Wednesday, October 10, 2007

Real World Wednesday

School Violence

I can't profess to know a great deal about this. I can't even pretend that I can possibly understand what it means to go to school in fear each day.

I graduated high school the year before the Columbine shootings, and I know that the general attitude in high schools changed after that. I was in the last of the high school classes in America to not live with the images of Columbine as I walked up the front steps to my own high school.

With the latest incident in Cleveland today, I am speechless. Apparently the school's security guard was on vacation (shouldn't the company send another guard to cover the absent guard's shifts?), and two full-time guard positions had been eliminated in recent years. One guard in a large public high school in a metropolitan area doesn't seem like the best idea, but I don't have the background knowledge.

I could relate Columbine and the "Trench Coat Mafia" to memories of my high school. I felt grateful that the two guys in my class who were ignored by everyone and actively hated by several of the popular kid never came to school with weapons. We had gangs in my school, but they kept their violence off-campus and kept their outbursts to tagging the lockers.

The myths about the perpetrators of high school violence inlcude such statements as, "He was a loner," and "We did everything we could to help." It's true that these are the myths surrounding the shoot-outs involving a single perpetrator, but what about violence on campus in general? What about kids going to school in fear for their lives because of kid-on-kid gang violence? According to the myths, as well, school violence isn't nearly as rampant as we think it is, with "only" 12-20 homicides per year, nation-wide. Yes, maybe "only" 12-20 people are killed by a seemingly unexpected shooter during the school day, but what about someone who gets shot on campus by a rival gang member or who is an innocent by-stander. What about violence that doesn't involve guns? What about schools that care more about the color or your shoes than about the knife someone brought to school? What about the schools that break up smooching couples but let the guy getting high get by without even a warning?

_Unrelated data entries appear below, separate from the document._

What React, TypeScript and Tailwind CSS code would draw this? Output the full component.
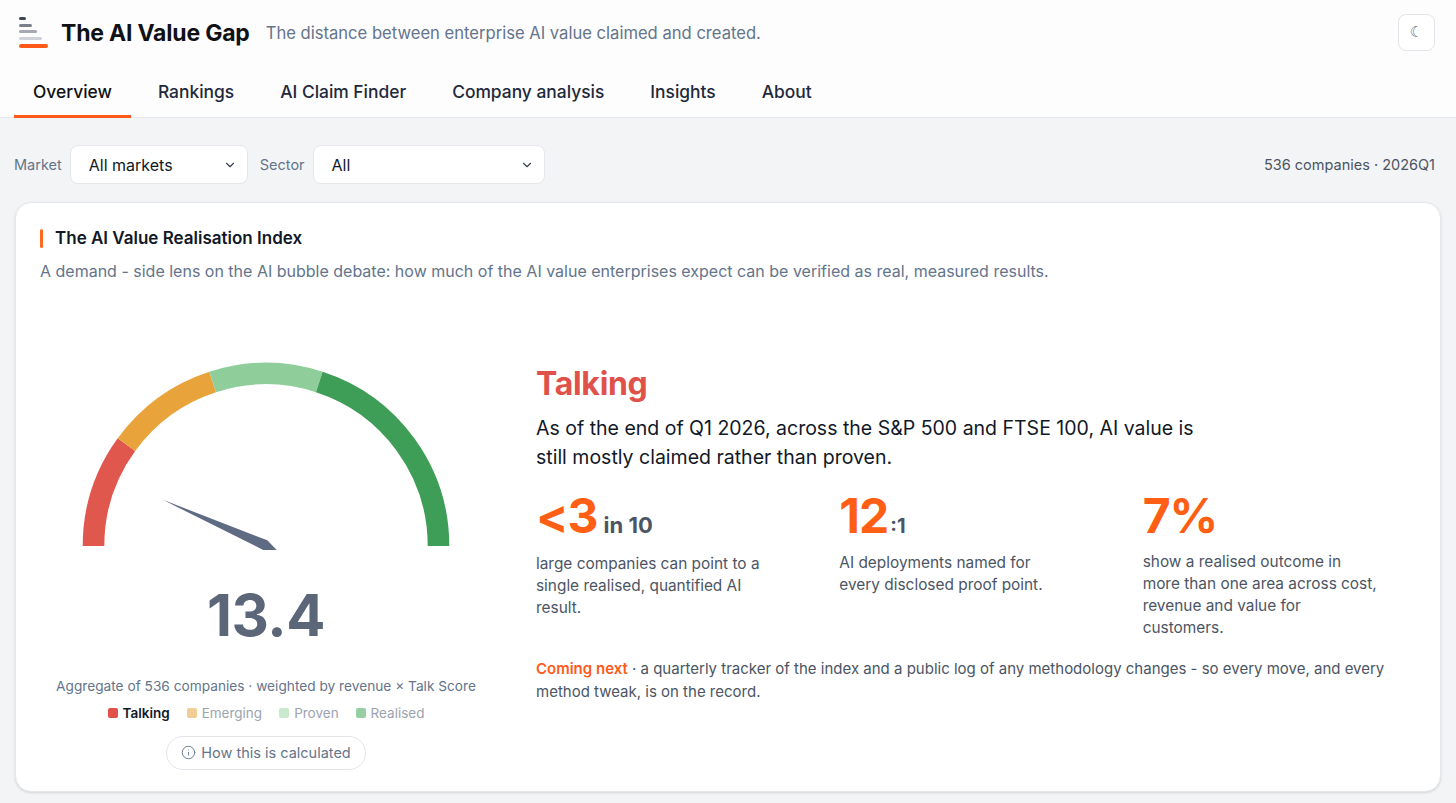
import { ChevronDown, Info } from 'lucide-react'

const tabs = ['Overview', 'Rankings', 'AI Claim Finder', 'Company analysis', 'Insights', 'About']

const segments = [
    { from: 0, to: 20, color: '#e0574e' },
    { from: 20, to: 40, color: '#e8a43b' },
    { from: 40, to: 60, color: '#8fce9b' },
    { from: 60, to: 100, color: '#3e9d56' },
]

const legend = [
    { label: 'Talking', swatch: 'bg-[#e0514a]', text: 'font-semibold text-[#111827]' },
    { label: 'Emerging', swatch: 'bg-[#f2cd95]', text: 'text-[#9ca3af]' },
    { label: 'Proven', swatch: 'bg-[#c8e9cc]', text: 'text-[#9ca3af]' },
    { label: 'Realised', swatch: 'bg-[#98cfa2]', text: 'text-[#9ca3af]' },
]

const CX = 190
const CY = 188
const R = 172.5

function point(v: number, r: number) {
    const t = Math.PI * (1 - v / 100)
    return [CX + r * Math.cos(t), CY - r * Math.sin(t)]
}

function arc(from: number, to: number) {
    const [x1, y1] = point(from, R)
    const [x2, y2] = point(to, R)
    return `M ${x1} ${y1} A ${R} ${R} 0 0 1 ${x2} ${y2}`
}

function Logo() {
    return (
        <div className="flex flex-col gap-[3.5px] w-[30px]">
            <div className="h-[3px] w-[7px] rounded-full bg-[#3f4756]" />
            <div className="h-[3px] w-[13px] rounded-full bg-[#7b818c]" />
            <div className="h-[3px] w-[18px] rounded-full bg-[#a4a9b2]" />
            <div className="h-[3px] w-[23px] rounded-full bg-[#cfd3d9]" />
            <div className="h-[3.5px] w-[29px] rounded-full bg-[#ff5a1a] mt-[1px]" />
        </div>
    )
}

function Gauge({ value }: { value: number }) {
    const [tx, ty] = point(value, 113)
    return (
        <svg width="380" height="192" viewBox="0 0 380 192">
            {segments.map((s) => (
                <path key={s.from} d={arc(s.from, s.to)} fill="none" stroke={s.color} strokeWidth="21.6" />
            ))}
            <polygon points={`${tx},${ty} 191.3,182.3 200.7,192 187.3,192`} fill="#5f6b82" />
        </svg>
    )
}

function FakeSelect({ value, width }: { value: string; width: string }) {
    return (
        <div className={`${width} h-[39px] flex items-center justify-between pl-[18px] pr-[10px] bg-white rounded-lg border border-[#e5e7eb] text-[16px] text-[#111827]`}>
            <span>{value}</span>
            <ChevronDown size={14} strokeWidth={2} className="text-[#374151]" />
        </div>
    )
}

export default function App() {
    return (
        <div className="min-h-screen bg-[#f3f4f6] font-['Inter','Noto_Sans',sans-serif] text-[#111827]">
            {/* header */}
            <header className="bg-[#fdfdfd] border-b border-[#e5e7eb]">
                <div className="flex items-center justify-between pl-[19px] pr-[21px] pt-[14px] pb-[14px]">
                    <div className="flex items-center">
                        <Logo />
                        <h1 className="ml-[12px] text-[23px] font-bold tracking-[-0.2px] text-[#0f1115] pt-[2px]">The AI Value Gap</h1>
                        <p className="ml-[16px] text-[16.6px] text-[#64748b] pt-[1px]">The distance between enterprise AI value claimed and created.</p>
                    </div>
                    <button className="w-[37px] h-[37px] rounded-lg border border-[#e2e5ea] bg-white flex items-center justify-center text-[15px] text-[#6b7280] font-['DejaVu_Sans',sans-serif]">
                        ☾
                    </button>
                </div>
                <nav className="flex gap-2 pl-[14px] h-[53px] -mb-px">
                    {tabs.map((t, i) => (
                        <div
                            key={t}
                            className={`px-[19px] flex items-center text-[17.4px] font-medium border-b-[3px] ${i === 0 ? 'border-[#ff5a1a] text-[#111]' : 'border-transparent text-[#1e293b]'}`}
                        >
                            <span className="mt-[4px]">{t}</span>
                        </div>
                    ))}
                </nav>
            </header>

            {/* filters */}
            <div className="flex items-center justify-between px-[14px] pt-[27px] pb-[18px]">
                <div className="flex items-center">
                    <span className="text-[14.5px] text-[#64748b] mr-[8px]">Market</span>
                    <FakeSelect value="All markets" width="w-[178px]" />
                    <span className="text-[14.5px] text-[#64748b] ml-[12px] mr-[8px]">Sector</span>
                    <FakeSelect value="All" width="w-[232px]" />
                </div>
                <span className="text-[14.5px] text-[#4b5563] pr-[7px]">536 companies · 2026Q1</span>
            </div>

            {/* index card */}
            <section className="mx-[15px] bg-white rounded-2xl border border-[#e5e7eb] shadow-sm px-[24px] pt-[23px] pb-[21px]">
                <div className="flex items-center">
                    <div className="w-[3px] h-[19px] rounded-full bg-[#ff6a1f]" />
                    <h2 className="ml-[12px] text-[17px] font-semibold text-[#111827]">The AI Value Realisation Index</h2>
                </div>
                <p className="mt-[8px] text-[16px] leading-[22px] text-[#64748b]">
                    A demand - side lens on the AI bubble debate: how much of the AI value enterprises expect can be verified as real, measured results.
                </p>

                <div className="flex mt-[76px]">
                    {/* gauge column */}
                    <div className="w-[452px] shrink-0 flex flex-col items-center">
                        <Gauge value={13.4} />
                        <div className="mt-[36px] text-[58px] leading-none font-bold text-[#5b6679] tracking-[-0.5px]">13.4</div>
                        <p className="mt-[32px] text-[13.7px] leading-[20px] text-[#64748b]">
                            Aggregate of 536 companies · weighted by revenue × Talk Score
                        </p>
                        <div className="mt-[7px] flex items-center gap-[17px] text-[13.5px] leading-[20px]">
                            {legend.map((l) => (
                                <div key={l.label} className="flex items-center gap-[5px]">
                                    <span className={`w-[10px] h-[10px] rounded-[2px] ${l.swatch}`} />
                                    <span className={l.text}>{l.label}</span>
                                </div>
                            ))}
                        </div>
                        <button className="mt-[13px] h-[34px] px-[14px] rounded-full border border-[#e2e5ea] flex items-center gap-[5px] text-[14.5px] text-[#64748b]">
                            <Info size={15} strokeWidth={1.5} />
                            How this is calculated
                        </button>
                    </div>

                    {/* summary column */}
                    <div className="pl-[44px] pt-[6px] flex-1">
                        <h3 className="text-[32px] leading-[40px] font-bold text-[#e0514a] tracking-[-0.3px]">Talking</h3>
                        <p className="mt-[10px] max-w-[670px] text-[19.5px] leading-[29px] text-[#111827]">
                            As of the end of Q1 2026, across the S&amp;P 500 and FTSE 100, AI value is still mostly claimed rather than proven.
                        </p>

                        <div className="mt-[20px] grid grid-cols-3 gap-[30px]">
                            <div>
                                <div className="flex items-baseline">
                                    <span className="text-[48px] leading-none font-bold text-[#ff5f15] tracking-[-1px]">&lt;3</span>
                                    <span className="ml-[6px] text-[22px] font-bold text-[#4b5563]">in 10</span>
                                </div>
                                <p className="mt-[11px] text-[15.4px] leading-[22px] text-[#4b5563]">
                                    large companies can point to a<br />single realised, quantified AI<br />result.
                                </p>
                            </div>
                            <div>
                                <div className="flex items-baseline">
                                    <span className="text-[48px] leading-none font-bold text-[#ff5f15] tracking-[-1px]">12</span>
                                    <span className="ml-[2px] text-[20px] font-bold text-[#4b5563]">:1</span>
                                </div>
                                <p className="mt-[11px] text-[15.4px] leading-[22px] text-[#4b5563]">
                                    AI deployments named for<br />every disclosed proof point.
                                </p>
                            </div>
                            <div>
                                <div className="flex items-baseline">
                                    <span className="text-[48px] leading-none font-bold text-[#ff5f15] tracking-[-1px]">7%</span>
                                </div>
                                <p className="mt-[11px] text-[15.4px] leading-[22px] text-[#4b5563]">
                                    show a realised outcome in<br />more than one area across cost,<br />revenue and value for<br />customers.
                                </p>
                            </div>
                        </div>

                        <p className="mt-[18px] max-w-[860px] text-[15px] leading-[23px] text-[#4b5563]">
                            <span className="font-semibold text-[#ff5a1a]">Coming next</span> · a quarterly tracker of the index and a public log of any methodology changes - so every move, and every method tweak, is on the record.
                        </p>
                    </div>
                </div>
            </section>
        </div>
    )
}
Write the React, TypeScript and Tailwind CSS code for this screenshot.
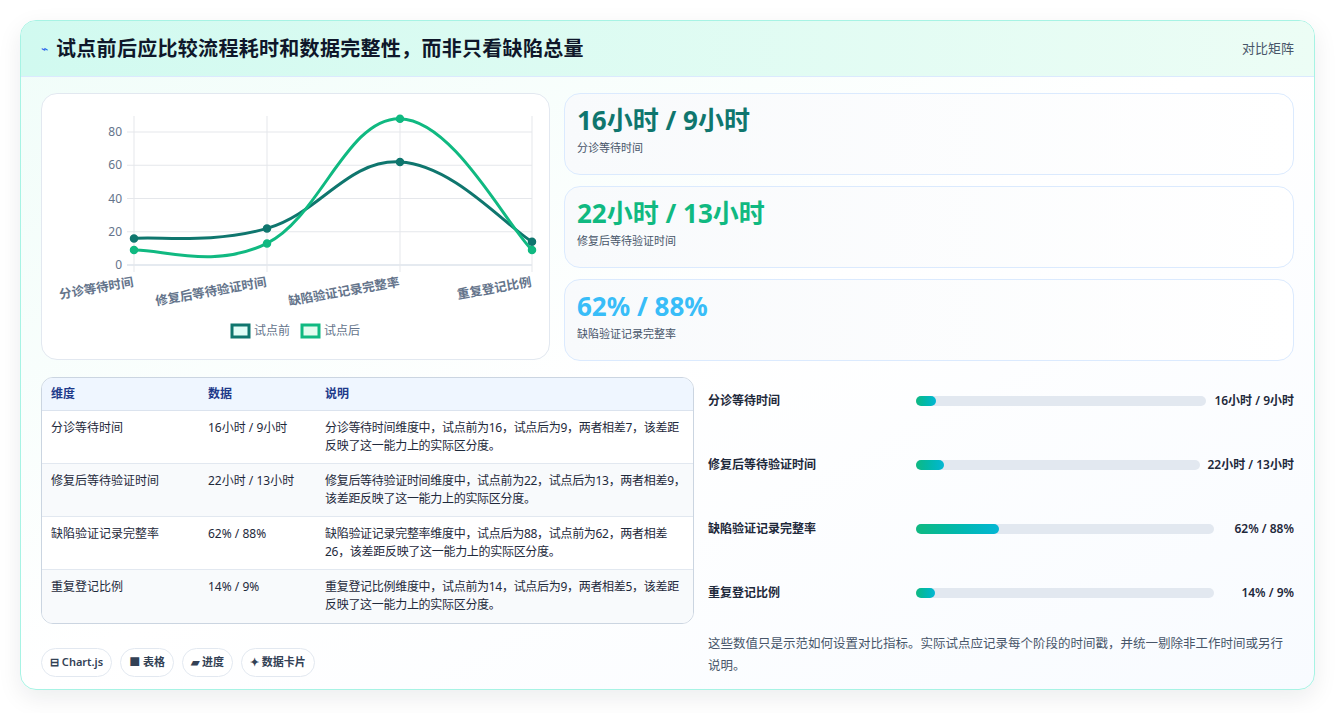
const font = { fontFamily: '"Noto Sans", "Noto Sans CJK SC", sans-serif' }

const labels = ["分诊等待时间", "修复后等待验证时间", "缺陷验证记录完整率", "重复登记比例"]
const before = [16, 22, 62, 14]
const after = [9, 13, 88, 9]
const xs = [92, 225, 358, 490]
const y0 = 171
const yv = (v: number) => y0 - v * 1.6625

function curve(vals: number[]) {
  const pts = vals.map((v, i) => [xs[i], yv(v)])
  const t = 0.4
  let d = `M${pts[0][0]},${pts[0][1]}`
  for (let i = 0; i < pts.length - 1; i++) {
    const p0 = pts[i - 1] || pts[i]
    const p1 = pts[i]
    const p2 = pts[i + 1]
    const p3 = pts[i + 2] || p2
    const c1 = [p1[0] + ((p2[0] - p0[0]) * t) / 2, p1[1] + ((p2[1] - p0[1]) * t) / 2]
    const c2 = [p2[0] - ((p3[0] - p1[0]) * t) / 2, p2[1] - ((p3[1] - p1[1]) * t) / 2]
    d += ` C${c1[0]},${c1[1]} ${c2[0]},${c2[1]} ${p2[0]},${p2[1]}`
  }
  return d
}

const rows = [
  { name: "分诊等待时间", data: "16小时 / 9小时", desc: "分诊等待时间维度中，试点前为16，试点后为9，两者相差7，该差距反映了这一能力上的实际区分度。", pct: 7 },
  { name: "修复后等待验证时间", data: "22小时 / 13小时", desc: "修复后等待验证时间维度中，试点前为22，试点后为13，两者相差9，该差距反映了这一能力上的实际区分度。", pct: 10 },
  { name: "缺陷验证记录完整率", data: "62% / 88%", desc: "缺陷验证记录完整率维度中，试点后为88，试点前为62，两者相差26，该差距反映了这一能力上的实际区分度。", pct: 28 },
  { name: "重复登记比例", data: "14% / 9%", desc: "重复登记比例维度中，试点前为14，试点后为9，两者相差5，该差距反映了这一能力上的实际区分度。", pct: 6.5 },
]

const stats = [
  { v: "16小时 / 9小时", l: "分诊等待时间", c: "text-[#0f766e]" },
  { v: "22小时 / 13小时", l: "修复后等待验证时间", c: "text-[#10b981]" },
  { v: "62% / 88%", l: "缺陷验证记录完整率", c: "text-[#38bdf8]" },
]

function Chart() {
  return (
    <svg width="509" height="266" viewBox="0 0 509 266">
      {[0, 20, 40, 60, 80].map((v) => (
        <g key={v}>
          <line x1={85} x2={490} y1={yv(v)} y2={yv(v)} stroke={v === 0 ? "#cbd5e1" : "#e5e7eb"} />
          <text x={80} y={yv(v) + 4} textAnchor="end" fontSize="12" fill="#64748b">{v}</text>
        </g>
      ))}
      {xs.map((x) => (
        <line key={x} x1={x} x2={x} y1={22} y2={178} stroke="#e5e7eb" />
      ))}
      {labels.map((l, i) => (
        <text key={l} x={xs[i]} y={192} textAnchor="end" fontSize="12.5" fontWeight="600" fill="#64748b" transform={`rotate(-10 ${xs[i]} 192)`}>{l}</text>
      ))}
      <path d={curve(before)} fill="none" stroke="#0f766e" strokeWidth="3" />
      <path d={curve(after)} fill="none" stroke="#10b981" strokeWidth="3" />
      {before.map((v, i) => <circle key={"b" + i} cx={xs[i]} cy={yv(v)} r="3.5" fill="#0f766e" stroke="#0f766e" strokeWidth="1.5" />)}
      {after.map((v, i) => <circle key={"a" + i} cx={xs[i]} cy={yv(v)} r="3.5" fill="#10b981" stroke="#10b981" strokeWidth="1.5" />)}
      <rect x={190} y={231} width={17} height={12} fill="#ccfbf1" fillOpacity="0.6" stroke="#0f766e" strokeWidth="3" />
      <text x={212} y={241} fontSize="12" fill="#64748b">试点前</text>
      <rect x={260} y={231} width={17} height={12} fill="#d1fae5" fillOpacity="0.6" stroke="#10b981" strokeWidth="3" />
      <text x={282} y={241} fontSize="12" fill="#64748b">试点后</text>
    </svg>
  )
}

export default function App() {
  return (
    <div className="w-[1336px] h-[713px] bg-white pt-5 pl-5" style={font}>
      <div className="w-[1295px] h-[670px] rounded-2xl border border-[#a7f3e4] bg-gradient-to-br from-[#f0fdf9] via-white to-[#f8fbff] shadow-[0_8px_24px_rgba(15,23,42,0.08)] overflow-hidden">
        <div className="h-14 flex items-center justify-between px-5 bg-gradient-to-r from-[#d1faf0] to-[#ecfdf5] border-b border-[#dbeafe]">
          <div className="flex items-center gap-2">
            <span className="text-[#2563eb] text-xs">⌁</span>
            <h1 className="text-[20px] font-bold text-[#0f172a] tracking-[0.3px]">试点前后应比较流程耗时和数据完整性，而非只看缺陷总量</h1>
          </div>
          <span className="text-[13px] text-[#475569]">对比矩阵</span>
        </div>
        <div className="px-5 pt-4 grid grid-cols-[509px_1fr] gap-x-[14px]">
          <div className="h-[267px] rounded-2xl border border-[#e2e8f0] bg-white">
            <Chart />
          </div>
          <div className="flex flex-col gap-[11px]">
            {stats.map((s) => (
              <div key={s.l} className="h-[82px] rounded-2xl border border-[#dbeafe] bg-gradient-to-r from-[#f8fafc] to-white px-3 pt-2">
                <div className={`text-[26px] font-bold leading-9 ${s.c}`}>{s.v}</div>
                <div className="text-[11px] text-[#475569] mt-0.5">{s.l}</div>
              </div>
            ))}
          </div>
        </div>
        <div className="px-5 pt-4 grid grid-cols-[653px_1fr] gap-x-[14px]">
          <div>
            <div className="rounded-xl border border-[#cbd5e1] overflow-hidden text-[12px] text-[#1e293b] bg-white">
              <div className="grid grid-cols-[157px_117px_1fr] h-[33px] items-center px-[9px] bg-[#eff6ff] border-b border-[#dbe3ee] font-semibold text-[#1e3a8a]">
                <span>维度</span><span>数据</span><span>说明</span>
              </div>
              {rows.map((r, i) => (
                <div key={r.name} className={`grid grid-cols-[157px_117px_1fr] h-[53px] pt-[8px] pl-[9px] pr-[4px] leading-[18px] ${i % 2 ? "bg-[#f8fafc]" : "bg-white"} ${i < 3 ? "border-b border-[#e2e8f0]" : ""}`}>
                  <span>{r.name}</span><span>{r.data}</span><span className="tracking-[-0.3px]">{r.desc}</span>
                </div>
              ))}
            </div>
            <div className="flex gap-2 mt-6 text-[11px] font-semibold text-[#334155]">
              {["⊟ Chart.js", "■ 表格", "▰ 进度", "✦ 数据卡片"].map((c) => (
                <span key={c} className="h-[29px] px-2 flex items-center rounded-full border border-[#e2e8f0] bg-white">{c}</span>
              ))}
            </div>
          </div>
          <div className="-mt-[8px]">
            {rows.map((r) => (
              <div key={r.name} className="h-16 flex items-center text-[12px] font-semibold text-[#1e293b]">
                <span className="w-[208px] shrink-0">{r.name}</span>
                <div className="flex-1 h-[10px] rounded-full bg-[#e2e8f0] mr-2">
                  <div className="h-full rounded-full bg-gradient-to-r from-[#10b981] to-[#06b6d4]" style={{ width: `${r.pct}%` }} />
                </div>
                <span className="whitespace-nowrap min-w-[72px] text-right">{r.data}</span>
              </div>
            ))}
            <p className="text-[12.5px] text-[#475569] leading-[22px] mt-2 pr-1">这些数值只是示范如何设置对比指标。实际试点应记录每个阶段的时间戳，并统一剔除非工作时间或另行说明。</p>
          </div>
        </div>
      </div>
    </div>
  )
}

I can't pretend to have answers. Real World Wednesday may sometimes be about directing people to resources, but today, I have nothing. I could encourage those of you who are teachers to learn mediation techniques. And I've already talked about after-school programs and getting involved in your community.

So, today, I simply mourn the fact that in the mini-societies we have let teenagers create, violence is an accepted part of life. I mourn that television and video games have desensitized kids to the point where they don't know what it means to snuff out a life.

I pray for the soul of the fourteen year old child who thought the only answer to his problems was to shoot up his school and then end his own life.

2 comments:

Mommy of two said...

School violence is very real and very scary. I am a teacher in a middle school and we face it there too. I think one sad fact that really dictates some of the coverage is money. Many school districts just don't have the money for the needed personal. At one point they have to make a choice, teachers in the classrooms or security guards in the halls. Now, the the No Child Left Behind act (I mean crap) many districts are really pushing for more teachers just to help the school make the progress with test scores (little side note, the government really wants the schools to have 100% of all students performing at grade level in the next 5 - 10 years, no matter if they have learning disabilities or just don't care, we have to prove that everyone is perfect - a little unrealistic if you've ever been in the schools)

So, the violence, in our elementary district we actually practice lock downs, yes will little kids! We have to find places in the classrooms to hid so people can't find us. How scary is that?

Bullies, the other really big thing, not only do the teachers (who are numbered 28 students to 1 teacher in my school) have to teach the class but we also have to patrol the halls and every other square foot of the building becuase students just don't behaive themsleves. Now, as you pointed out this is a small population, but when you are picking on someone, all it takes is one bad kid to really scare you. It never fails, that one bully comes from a home where no one cares, they say its not our fault, you do something about it. Its all very sad, the buck is passed from one person to the next. I can only imagine what its like by the time these kids get to high school.

As a 6th grade teacher, there have been a few kids that I have been afraid to approach, they are violent and don't care who they hurt. When I was pregnate there was one boy I avioded all together for fear he would hurt me or the baby. And I'm an adult! When these kids feel they have nothing to lose and they fear nothing, the rest of us have all the more to fear ourselves. It is a sad state for our education system and I fear for my own kids who are not yet out of diapers.

Good Real World post, thanks for making me think and letting me vent.

Sarah said...

Mommy of Two - thank you for piping in - a teacher would certainly know more about this than me. Thank you for speaking up!